Since we are trying to prove that our students perform better on the test, our null hypothesis is that the average score of students at University A is not above the city average.

We begin by calculating the Z-score for this test by subtracting the population mean (the City X average of 75) from our measured value (78) and dividing by the standard deviation (2.5) over the square root of the number of samples (100).

Z = (x – μ) / (σ / √n) = (78-75) / (2.5 / √100)

This gives us a Z-score of 12. Converting this Z-score gives us a very small P-value that’s less than 0.00001. That means that we can reject the null hypothesis. In other words, there’s statistically significant evidence that students of University A score more on average than other students in City X.

What can I use statistical significance for?
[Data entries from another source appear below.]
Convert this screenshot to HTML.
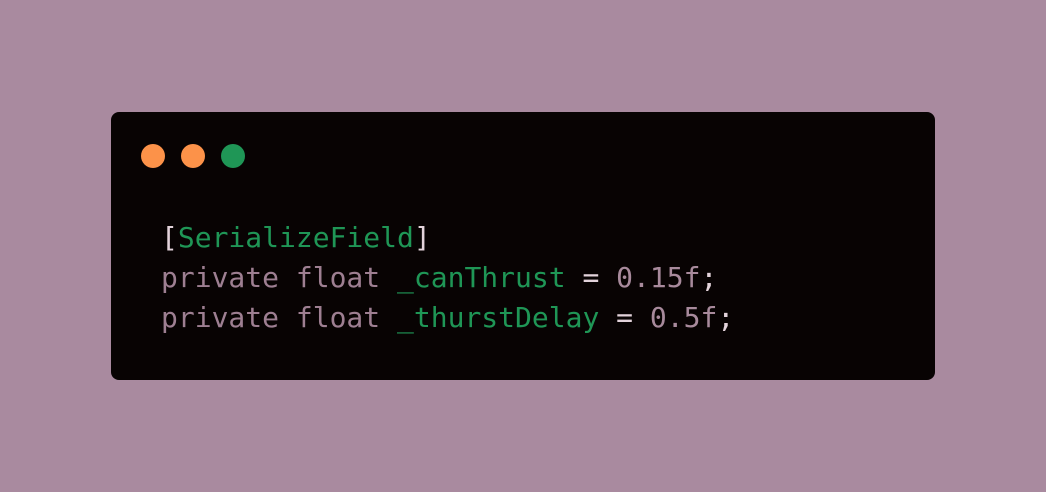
<!DOCTYPE html>
<html><head><meta charset="utf-8"><style>
html,body{margin:0;padding:0;width:1046px;height:492px;background:#a98a9f;overflow:hidden}
.card{position:absolute;left:111px;top:112px;width:824px;height:268px;background:#080303;border-radius:8px}
.dot{position:absolute;top:144px;width:24px;height:24px;border-radius:50%}
pre{position:absolute;left:161px;top:218px;margin:0;font-family:"DejaVu Sans Mono","Liberation Mono",monospace;font-size:28px;line-height:40px;color:#9e7f92}
.g{color:#1f9656}.w{color:#e3d3db}.n{color:#a88a9c}
</style></head><body>
<div class="card"></div>
<div class="dot" style="left:141px;background:#fc9249"></div>
<div class="dot" style="left:181px;background:#fc9249"></div>
<div class="dot" style="left:221px;background:#1f9656"></div>
<pre><span class="w">[</span><span class="g">SerializeField</span><span class="w">]</span>
private float <span class="g">_canThrust</span> <span class="w">=</span> <span class="n">0.15f</span><span class="w">;</span>
private float <span class="g">_thurstDelay</span> <span class="w">=</span> <span class="n">0.5f</span><span class="w">;</span></pre>
</body></html>
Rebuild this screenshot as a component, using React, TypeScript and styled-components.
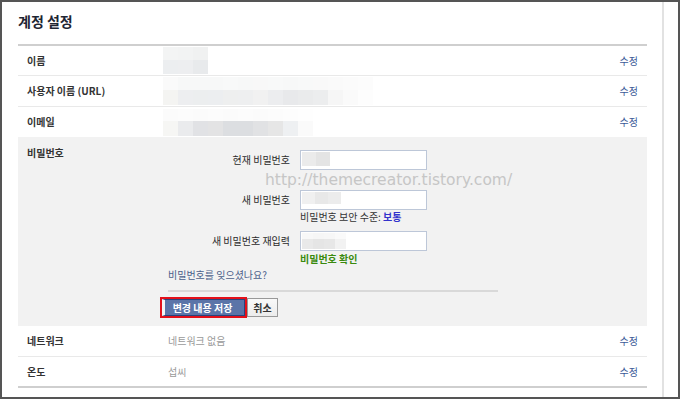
import * as React from 'react';
import styled, { createGlobalStyle } from 'styled-components';

const GlobalStyle = createGlobalStyle`
  html, body { margin: 0; padding: 0; background: #fff; }
  * { box-sizing: border-box; }
`;

const Frame = styled.div`
  position: relative;
  width: 680px;
  height: 399px;
  border: 2px solid #555;
  display: flex;
  overflow: hidden;
  font-family: "Noto Sans CJK KR", "Liberation Sans", sans-serif;
  color: #333;
  background: #fff;
`;

const Main = styled.div`
  flex: 1;
  padding: 0 15px 0 16px;
  border-right: 2px solid #e2e2e2;
`;

const Gutter = styled.div`
  width: 14px;
`;

const Title = styled.h1`
  margin: 0;
  height: 42px;
  padding-bottom: 4px;
  display: flex;
  align-items: center;
  font-size: 14px;
  font-weight: 700;
  color: #1e2533;
`;

const Table = styled.div`
  border-top: 2px solid #cfcfcf;
  border-bottom: 2px solid #cfcfcf;
`;

const Row = styled.div<{ $h: number; $line?: boolean }>`
  display: grid;
  grid-template-columns: 145px 1fr auto;
  align-items: center;
  height: ${p => p.$h}px;
  border-bottom: ${p => (p.$line ? '1px solid #e9e9e9' : 'none')};
`;

const Label = styled.div`
  padding-left: 9px;
  font-size: 10px;
  font-weight: 700;
  line-height: 14px;
  color: #333;
`;

const Value = styled.div<{ $muted?: boolean }>`
  padding-left: 5px;
  font-size: 10px;
  line-height: 14px;
  color: ${p => (p.$muted ? '#9a9a9a' : '#333')};
`;

const Edit = styled.a`
  padding-right: 9px;
  font-size: 10px;
  line-height: 14px;
  color: #3b5998;
  text-decoration: none;
`;

const MosaicBox = styled.div<{ $ml?: number }>`
  display: flex;
  flex-direction: column;
  margin-left: ${p => p.$ml ?? 0}px;
`;

const MosaicRow = styled.div`
  display: flex;
`;

const Cell = styled.div<{ $w: number; $h: number; $c: string }>`
  width: ${p => p.$w}px;
  height: ${p => p.$h}px;
  background: ${p => p.$c};
`;

const PasswordSection = styled.div`
  display: grid;
  grid-template-columns: 145px 1fr;
  background: #f2f2f2;
  padding: 9px 0 8px;
`;

const SectionLabel = styled(Label)`
  align-self: start;
`;

const Form = styled.div`
  padding: 4px 0 0 5px;
  display: flex;
  flex-direction: column;
`;

const FieldRow = styled.div<{ $mb?: number }>`
  display: grid;
  grid-template-columns: 122px 127px;
  column-gap: 10px;
  align-items: center;
  margin-bottom: ${p => p.$mb ?? 0}px;
`;

const FieldLabel = styled.label`
  text-align: right;
  font-size: 10px;
  line-height: 14px;
  color: #2b2b2b;
`;

const InputBox = styled.div`
  height: 20px;
  border: 1px solid #bdc7d8;
  background: #fff;
  padding: 1px 0 0 1px;
`;

const Hint = styled.div<{ $tone?: 'ok'; $mt?: number; $mb?: number }>`
  margin: ${p => p.$mt ?? 0}px 0 ${p => p.$mb ?? 0}px 132px;
  font-size: 10px;
  line-height: 14px;
  color: ${p => (p.$tone === 'ok' ? '#3a8a0e' : '#333')};
  font-weight: ${p => (p.$tone === 'ok' ? 700 : 400)};
`;

const Strength = styled.span`
  color: #3333cc;
  font-weight: 700;
`;

const Forgot = styled.a`
  margin-top: 2px;
  font-size: 10px;
  line-height: 14px;
  color: #4b5f8a;
  text-decoration: none;
`;

const Divider = styled.div`
  margin-top: 8px;
  width: 330px;
  height: 2px;
  background: #d9d9d9;
`;

const ButtonRow = styled.div`
  margin: 5px 0 0 -8px;
  display: flex;
  align-items: center;
`;

const Highlight = styled.div`
  border: 2px solid #e3101a;
  height: 21px;
  width: 87px;
  display: flex;
`;

const SaveButton = styled.button`
  flex: 1;
  height: 17px;
  margin: 0;
  padding: 0 4px 0 0;
  border: 1px solid #29447e;
  border-left: 3px solid #f4f4f4;
  background: #5b74a8;
  color: #fff;
  font-family: inherit;
  font-size: 10px;
  font-weight: 700;
  line-height: 15px;
  text-align: center;
`;

const CancelButton = styled.button`
  width: 31px;
  height: 19px;
  margin: 0;
  padding: 0;
  border: 1px solid #999;
  background: linear-gradient(#f9f9f9, #ececec);
  color: #333;
  font-family: inherit;
  font-size: 10px;
  font-weight: 700;
  line-height: 17px;
`;

const Watermark = styled.div`
  position: absolute;
  left: 263px;
  top: 169px;
  font-family: "DejaVu Sans", Verdana, sans-serif;
  font-size: 15.5px;
  line-height: 18px;
  color: #c6c6c6;
  pointer-events: none;
  white-space: nowrap;
`;

type MosaicProps = { rows: string[][]; w: number; h: number[]; ml?: number };

const Mosaic: React.FC<MosaicProps> = ({ rows, w, h, ml }) => (
  <MosaicBox $ml={ml}>
    {rows.map((r, i) => (
      <MosaicRow key={i}>
        {r.map((c, j) => (
          <Cell key={j} $w={w} $h={h[i]} $c={c} />
        ))}
      </MosaicRow>
    ))}
  </MosaicBox>
);

const nameCells = [
  ['#f3f4f4', '#f2f3f3', '#f0f1f1'],
  ['#eceef0', '#edeef0', '#e8eaec'],
];
const urlCells = [
  ['#fafafa', '#f7f8f8', '#f7f8f8', '#f7f8f8', '#f8f9f9', '#f7f8f8', '#f8f8f8', '#f8f9f9', '#f7f8f8', '#f8f9f9', '#f9f9f9', '#fafafa', '#fbfbfb', '#fcfcfc'],
  ['#f4f4f2', '#edeef0', '#eceeef', '#eceef0', '#eeefef', '#eeeff0', '#f1f1f1', '#ecedef', '#e8e9eb', '#eaebec', '#ecedee', '#f6f6f6', '#fafafa', '#fdfdfd'],
];
const mailCells = [
  ['#fbfbfb', '#fcfcfc', '#fbfbfb', '#fcfcfc', '#fbfbfb', '#fcfcfc', '#fbfbfb', '#fcfcfc', '#fdfdfd', '#fefefe'],
  ['#f6f6f4', '#eaebed', '#e1e2e5', '#e3e3e4', '#dcdee1', '#dcdee1', '#e1e2e4', '#e6e6e6', '#eef0f2', '#fafafa'],
];
const pw1 = [['#ebebeb', '#e4e4e4']];
const pw2 = [['#f0f0f0', '#e8e8e8', '#ececec']];
const pw3 = [
  ['#f8f8f8', '#f6f6f6', '#f7f7f7', '#fafafa'],
  ['#e9e9e9', '#e5e5e5', '#e7e7e7', '#f2f2f2'],
];

export default function App() {
  return (
    <>
      <GlobalStyle />
      <Frame>
        <Main>
          <Title>계정 설정</Title>
          <Table>
            <Row $h={30} $line>
              <Label>이름</Label>
              <Mosaic rows={nameCells} w={15} h={[13, 14]} />
              <Edit href="#">수정</Edit>
            </Row>
            <Row $h={31} $line>
              <Label>사용자 이름 (URL)</Label>
              <Mosaic rows={urlCells} w={15} h={[13, 15]} />
              <Edit href="#">수정</Edit>
            </Row>
            <Row $h={30}>
              <Label>이메일</Label>
              <Mosaic rows={mailCells} w={15} h={[12, 15]} />
              <Edit href="#">수정</Edit>
            </Row>

            <PasswordSection>
              <SectionLabel>비밀번호</SectionLabel>
              <Form>
                <FieldRow $mb={20}>
                  <FieldLabel>현재 비밀번호</FieldLabel>
                  <InputBox>
                    <Mosaic rows={pw1} w={14} h={[14]} />
                  </InputBox>
                </FieldRow>
                <FieldRow>
                  <FieldLabel>새 비밀번호</FieldLabel>
                  <InputBox>
                    <Mosaic rows={pw2} w={13} h={[12]} />
                  </InputBox>
                </FieldRow>
                <Hint $mb={7}>
                  비밀번호 보안 수준: <Strength>보통</Strength>
                </Hint>
                <FieldRow>
                  <FieldLabel>새 비밀번호 재입력</FieldLabel>
                  <InputBox>
                    <Mosaic rows={pw3} w={11} h={[6, 10]} />
                  </InputBox>
                </FieldRow>
                <Hint $tone="ok" $mt={1}>비밀번호 확인</Hint>
                <Forgot href="#">비밀번호를 잊으셨나요?</Forgot>
                <Divider />
                <ButtonRow>
                  <Highlight>
                    <SaveButton type="button">변경 내용 저장</SaveButton>
                  </Highlight>
                  <CancelButton type="button">취소</CancelButton>
                </ButtonRow>
              </Form>
            </PasswordSection>

            <Row $h={31} $line>
              <Label>네트워크</Label>
              <Value $muted>네트워크 없음</Value>
              <Edit href="#">수정</Edit>
            </Row>
            <Row $h={29}>
              <Label>온도</Label>
              <Value $muted>섭씨</Value>
              <Edit href="#">수정</Edit>
            </Row>
          </Table>
        </Main>
        <Gutter />
        <Watermark>http://themecreator.tistory.com/</Watermark>
      </Frame>
    </>
  );
}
Now that you know how to calculate statistical significance, here are a few examples of places you can use statistical significance testing:

Landing page conversions

Notification / email response rates and conversion rates

User reactions to product launches

User reactions to pricing

User reactions to a new design

User reactions to newly launched features

Things to note

Statistical significance testing is a great tool to validate tests and analyses, but it doesn’t mean that your data is accurate or unbiased. Survey respondents can lie and give you incorrect information, and your surveys can be biased by a non-uniform representation of certain demographics.

Additionally, a poorly run statistical significance test can lead to inaccurate insights. This can happen when the significance level (α) chosen is incorrect.

Finally, P-values by definition allow for a small chance of a false positive. One way to counter this is reproducing the results. If you can repeat the study and achieve a low P-value, the likelihood that you observed a false positive is reduced.

Remember, statistical significance is a great tool to make business decisions with increased confidence, but it is not a mathematical silver bullet.